Forming the pounded, boiled & strained cassava into doughy balls of fufu

In Liberia fufu and dumboy are not chewed, but rather swallowed in smaller balls that you pull off of the bigger dough ball.  It used to be considered rude to chew the dumboy or fufu, but it is often overlooked when us foreigners do it wrong.  However, if you get the chance to eat fufu or dumboy with a Liberian community see if you can just swallow a small ball of it whole like the Liberians do.  I found it to be an enjoyable way to enjoy this particular dish.  Also, people often use their finger to make a small indentation in the ball they pull off of the bigger dough ball and soup and put inside that indentation before you swallow it.  That seems to help it go down more smoothly!


Getting ready to swallow some dumboy served with goat liver and pepper soup.

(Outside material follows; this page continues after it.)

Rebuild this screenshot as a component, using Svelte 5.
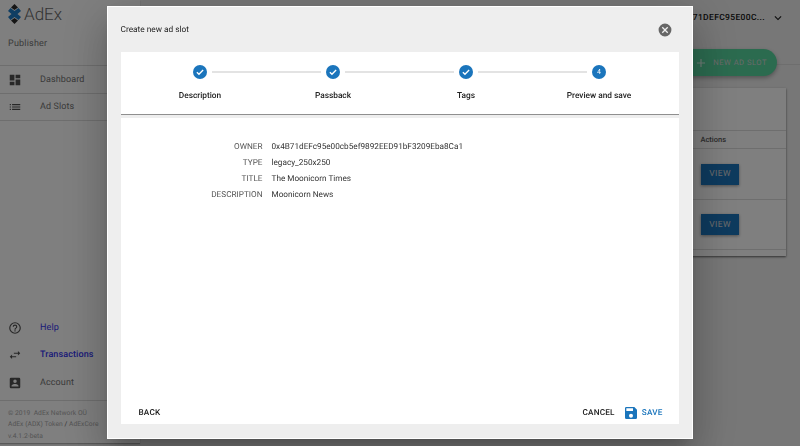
<script>
  const steps = [
    { label: 'Description', done: true },
    { label: 'Passback', done: true },
    { label: 'Tags', done: true },
    { label: 'Preview and save', done: false, n: 4 }
  ];
  const details = [
    ['OWNER', '0x4B71dEFc95e00cb5ef9892EED91bF3209Eba8Ca1'],
    ['TYPE', 'legacy_250x250'],
    ['TITLE', 'The Moonicorn Times'],
    ['DESCRIPTION', 'Moonicorn News']
  ];
</script>

<div class="app">
  <aside class="sidebar">
    <div class="brand">
      <div class="logo-row">
        <svg class="logo" viewBox="0 0 13 20" width="13" height="20">
          <path d="M6.500 0 10 3.500 6.500 6 3 3.500Z" fill="#2a2a2a" />
          <path d="M6.500 20 10 16.500 6.500 14 3 16.500Z" fill="#2a2a2a" />
          <path d="M2.500 4 6.500 7 10.500 4 13 7 9.500 10 13 13 10.500 16 6.500 13 2.500 16 0 13 3.500 10 0 7Z" fill="#1f7cc6" />
        </svg>
        <span class="wordmark">AdEx</span>
      </div>
      <div class="role">Publisher</div>
    </div>
    <nav class="nav">
      <div class="nav-item">
        <svg viewBox="0 0 24 24" width="14" height="14"><path d="M3 13h8V3H3zm0 8h8v-6H3zm10 0h8V11h-8zm0-18v6h8V3z" fill="#505050" /></svg>
        <span>Dashboard</span>
      </div>
      <div class="nav-item">
        <svg viewBox="0 0 24 24" width="14" height="14"><path d="M3 13h2v-2H3zm0 4h2v-2H3zm0-8h2V7H3zm4 4h14v-2H7zm0 4h14v-2H7zM7 7v2h14V7z" fill="#505050" /></svg>
        <span>Ad Slots</span>
      </div>
    </nav>
    <div class="spacer"></div>
    <nav class="nav-bottom">
      <div class="nav-item plain link">
        <svg viewBox="0 0 24 24" width="14" height="14"><path d="M11 18h2v-2h-2zm1-16a10 10 0 1 0 0 20 10 10 0 0 0 0-20zm0 18a8 8 0 1 1 0-16 8 8 0 0 1 0 16zm0-14a4 4 0 0 0-4 4h2a2 2 0 1 1 4 0c0 2-3 1.750-3 5h2c0-2.250 3-2.500 3-5a4 4 0 0 0-4-4z" fill="#505050" /></svg>
        <span>Help</span>
      </div>
      <div class="nav-item plain link strong">
        <svg viewBox="0 0 24 24" width="14" height="14"><path d="M6.990 11 3 15l3.990 4v-3H14v-2H6.990zM21 9l-3.990-4v3H10v2h7.010v3z" fill="#505050" /></svg>
        <span>Transactions</span>
      </div>
      <div class="nav-item plain">
        <svg viewBox="0 0 24 24" width="14" height="14"><path d="M3 5v14a2 2 0 0 0 2 2h14a2 2 0 0 0 2-2V5a2 2 0 0 0-2-2H5a2 2 0 0 0-2 2zm12 4a3 3 0 1 1-6 0 3 3 0 0 1 6 0zm-9 8c0-2 4-3.100 6-3.100s6 1.100 6 3.100v1H6z" fill="#505050" /></svg>
        <span>Account</span>
      </div>
    </nav>
    <footer class="side-foot">
      <div>© 2019&nbsp; AdEx Network OÜ</div>
      <div>AdEx (ADX) Token <b>/</b> AdExCore</div>
      <div>v.4.1.2-beta</div>
    </footer>
  </aside>

  <main class="main">
    <header class="topbar">
      <span class="account">0x4B71DEFC95E00C...</span>
      <svg class="chev" viewBox="0 0 24 24" width="14" height="14"><path d="M7.410 8.590 12 13.170l4.590-4.580L18 10l-6 6-6-6z" fill="#1c1c1c" /></svg>
    </header>
    <button class="fab">
      <svg viewBox="0 0 24 24" width="14" height="14"><path d="M19 13h-6v6h-2v-6H5v-2h6V5h2v6h6z" fill="#fff" /></svg>
      <span>NEW AD SLOT</span>
    </button>
    <section class="table-card">
      <div class="t-row head"><span>Actions</span></div>
      <div class="t-row"><button class="view">VIEW</button></div>
      <div class="t-row"><button class="view">VIEW</button></div>
    </section>
  </main>
</div>

<div class="overlay">
  <div class="modal">
    <div class="modal-head">
      <span class="modal-title">Create new ad slot</span>
      <svg class="close" viewBox="0 0 24 24" width="14" height="14"><path d="M12 1a11 11 0 1 0 0 22 11 11 0 0 0 0-22zm5.500 14.900-1.600 1.600L12 13.600l-3.900 3.900-1.600-1.600 3.900-3.900-3.900-3.900 1.600-1.600 3.900 3.900 3.900-3.900 1.600 1.600-3.900 3.900z" fill="#666" /></svg>
    </div>
    <div class="modal-card">
      <div class="stepper">
        {#each steps as s, i}
          <div class="step">
            <div class="step-head">
              <span class="line left" class:hide={i === 0}></span>
              <span class="dot">
                {#if s.done}
                  <svg viewBox="0 0 24 24" width="10" height="10"><path d="M4.500 12.500 9.500 17.500 19.500 7" fill="none" stroke="#fff" stroke-width="3.200" /></svg>
                {:else}
                  {s.n}
                {/if}
              </span>
              <span class="line right" class:hide={i === steps.length - 1}></span>
            </div>
            <div class="step-label">{s.label}</div>
          </div>
        {/each}
      </div>
      <div class="sep"></div>
      <div class="details">
        {#each details as d}
          <div class="d-label">{d[0]}</div>
          <div class="d-value">{d[1]}</div>
        {/each}
      </div>
      <div class="actions">
        <button class="txt back">BACK</button>
        <button class="txt cancel">CANCEL</button>
        <button class="txt save">
          <svg viewBox="3 3 18 18" width="12" height="12"><path d="M17 3H5a2 2 0 0 0-2 2v14a2 2 0 0 0 2 2h14a2 2 0 0 0 2-2V7zm-5 16a3 3 0 1 1 0-6 3 3 0 0 1 0 6zm3-10H5V5h10z" fill="#1b75bc" /></svg>
          <span>SAVE</span>
        </button>
      </div>
    </div>
  </div>
</div>

<style>
  :global(body) {
    margin: 0;
    font-family: Roboto, "Liberation Sans", sans-serif;
    overflow: hidden;
    text-rendering: geometricPrecision;
  }
  button {
    font-family: inherit;
    text-rendering: inherit;
    border: 0;
    background: none;
    padding: 0;
  }
  .app {
    display: flex;
    align-items: flex-start;
    height: 446px;
    background: #eee;
  }
  .sidebar {
    width: 140px;
    flex: none;
    display: flex;
    flex-direction: column;
    background: #fff;
    box-sizing: border-box;
    height: 443px;
    box-shadow: 0 1px 1px rgba(0, 0, 0, 0.25);
  }
  .brand {
    height: 65px;
    padding: 4px 0 0 8px;
    box-sizing: border-box;
  }
  .logo-row {
    display: flex;
    align-items: center;
    height: 20px;
  }
  .wordmark {
    font-weight: 300;
    font-size: 17px;
    color: #666;
    margin: 1px 0 0 3px;
  }
  .role {
    margin-top: 15px;
    font-size: 9px;
    color: #757575;
    letter-spacing: 0.2px;
  }
  .nav {
    border-top: 1px solid #ddd;
  }
  .nav-item {
    height: 27.500px;
    display: flex;
    align-items: center;
    box-sizing: border-box;
    padding: 1px 0 0 8px;
    font-size: 9px;
    letter-spacing: 0.1px;
    color: #757575;
    border-bottom: 1px solid #ddd;
  }
  .nav-item span {
    margin-left: 18px;
  }
  .nav-item.plain {
    border-bottom: 0;
  }
  .nav-item.link {
    color: #3535f0;
  }
  .nav-item.strong {
    font-weight: 500;
  }
  .spacer {
    flex: 1;
  }
  .nav-bottom {
    padding-bottom: 4px;
    border-bottom: 1px solid #ddd;
  }
  .side-foot {
    padding: 6.500px 8px 0;
    height: 42px;
    box-sizing: border-box;
    font-size: 6.700px;
    line-height: 11.500px;
    color: #aaa;
    letter-spacing: 0.05px;
  }
  .side-foot b {
    color: #555;
    font-weight: 400;
  }
  .main {
    flex: 1;
    position: relative;
    min-width: 0;
  }
  .topbar {
    height: 65px;
    box-sizing: border-box;
    border-bottom: 1px solid #ddd;
    display: flex;
    justify-content: flex-end;
    align-items: flex-start;
    padding: 11px 15px 0 0;
    gap: 6px;
  }
  .account {
    font-size: 8.500px;
    font-weight: 500;
    line-height: 14px;
    color: #111;
    letter-spacing: 0.35px;
  }
  .fab {
    position: absolute;
    left: 530px;
    top: 49px;
    width: 107px;
    height: 27px;
    border-radius: 14px;
    background: #57d69f;
    box-shadow: 0 2px 4px rgba(0, 0, 0, 0.3);
    color: #d5d5d5;
    font-size: 7.600px;
    font-weight: 400;
    letter-spacing: 0.5px;
    display: flex;
    align-items: center;
    justify-content: flex-end;
    gap: 5px;
    padding-right: 10px;
    box-sizing: border-box;
  }
  .fab svg {
    opacity: 0.8;
  }
  .table-card {
    margin: 23px 14px 0 0;
    height: 168px;
    background: #fff;
    box-sizing: border-box;
    padding-top: 42px;
    box-shadow: 0 1px 2px rgba(0, 0, 0, 0.6);
  }
  .t-row {
    height: 51px;
    border-top: 1px solid #ddd;
    box-sizing: border-box;
    display: flex;
    align-items: center;
    justify-content: flex-end;
    padding-right: 47px;
  }
  .t-row:last-child {
    border-bottom: 1px solid #ddd;
    height: 51px;
  }
  .t-row.head {
    height: 18px;
    font-size: 7.500px;
    font-weight: 500;
    color: #555;
    padding-right: 60px;
  }
  .view {
    width: 38px;
    height: 21px;
    background: #1b75bc;
    color: #d8d8d8;
    font-size: 8.500px;
    font-weight: 400;
    letter-spacing: 0.4px;
    box-shadow: 0 1px 3px rgba(0, 0, 0, 0.4);
  }
  .overlay {
    position: fixed;
    inset: 0;
    background: rgba(0, 0, 0, 0.5);
    display: flex;
    align-items: center;
    justify-content: center;
  }
  .modal {
    width: 586px;
    height: 433px;
    margin: 0 1px 1px 0;
    box-sizing: border-box;
    background: #eee;
    border: 1px solid #fff;
    display: flex;
    flex-direction: column;
    padding: 0 13px 14px;
    box-shadow: 0 11px 15px -7px rgba(0, 0, 0, 0.2), 0 24px 38px 3px rgba(0, 0, 0, 0.14), 0 9px 46px 8px rgba(0, 0, 0, 0.12);
  }
  .modal-head {
    height: 45px;
    flex: none;
    display: flex;
    align-items: center;
    justify-content: space-between;
  }
  .modal-title {
    font-size: 8.300px;
    color: #222;
  }
  .close {
    margin-right: 7px;
  }
  .modal-card {
    flex: 1;
    background: #fff;
    display: flex;
    flex-direction: column;
    min-height: 0;
  }
  .stepper {
    display: grid;
    grid-template-columns: repeat(4, 1fr);
    padding: 13px 13px 0;
    height: 63px;
    box-sizing: border-box;
    border-bottom: 1px solid #8f8f8f;
    flex: none;
  }
  .step-head {
    display: flex;
    align-items: center;
    height: 14px;
  }
  .line {
    flex: 1;
    height: 2px;
    background: #e3e3e3;
  }
  .line.left {
    margin-right: 5px;
  }
  .line.right {
    margin-left: 5px;
  }
  .line.hide {
    visibility: hidden;
  }
  .dot {
    width: 14px;
    height: 14px;
    border-radius: 50%;
    background: #1b75bc;
    color: #fff;
    font-size: 7px;
    display: flex;
    align-items: center;
    justify-content: center;
  }
  .step-label {
    margin-top: 12px;
    text-align: center;
    font-size: 8.300px;
    font-weight: 500;
    color: #222;
  }
  .sep {
    height: 3px;
    background: #eee;
    flex: none;
  }
  .details {
    display: grid;
    grid-template-columns: 142px 1fr;
    column-gap: 9px;
    grid-auto-rows: 16px;
    align-items: center;
    padding-top: 21px;
    font-size: 8.200px;
  }
  .d-label {
    text-align: right;
    color: #555;
  }
  .d-value {
    color: #333;
  }
  .actions {
    margin-top: auto;
    height: 17px;
    display: flex;
    align-items: flex-start;
    padding: 0 16px 0 18px;
  }
  .txt {
    font-size: 8.200px;
    font-weight: 500;
    letter-spacing: 0.2px;
    color: #222;
    line-height: 12px;
  }
  .back {
    margin-right: auto;
  }
  .save {
    margin-left: 10px;
    color: #1b75bc;
    display: flex;
    align-items: center;
    gap: 5px;
  }
</style>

Now which do I prefer; dumboy o fufu?  It seems like I should enjoy the dumboy more having been raised around the Bassa tribe (the Bassa in particular are associated with dumboy).  However, if I am only to be in Liberia a short time I will usually go with the fufu as I trust the fermentation process to help kill harmful bacteria that are foreign to my sensitive stomach.  I know of several Americans who have had problems after swallowing dumboy because they had not yet adjusted their innards to that which lives in dumboy.   That being said, if you're up to the challenge and/or have acclimated yourself to Liberia, you should try swallowing dumboy as well as fufu.  I swallowed both to no ill effect while in Liberia in 2011.


A Chop Shop sign in Monrovia advertising Fufu





Fufu covered with a meat loaded soup
To me the best part of the fufu or dumboy experience is the soup.  The actual fufu/dumboy has little taste in itself, but when combined with the right ingredients it is an overall culinary delight!  Here was my favorite Liberian meal when I visited in 2011:  fufu covered with pepper soup with fish and some ground bennie seed paste put on top of that.  Delicious!  It was also kind of fun to say as the bennie seed (sesame seed) paste was called dudu in Bassa and so I would ask for dudu for my fufu (say that a couple times; it's fun to say!)




There is also a very hard fufu called GB that is served more in Nimba county (I believe it is associated with the Mano and Gio peoples).  GB is traditionally served with what we would consider rotten meat in the soup and the hard blocks of GB are swallowed like large chunky pills.  I saw several chop shops with the letters G & B painted on them and assume that is what was served there.  I have not tried this yet and I'm a bit hesitant;  but who knows?  Maybe someday... and maybe someday you too will also be able to try and swallow some Liberian fufu or dumboy if you have not already.  It is an experience you won't soon forget!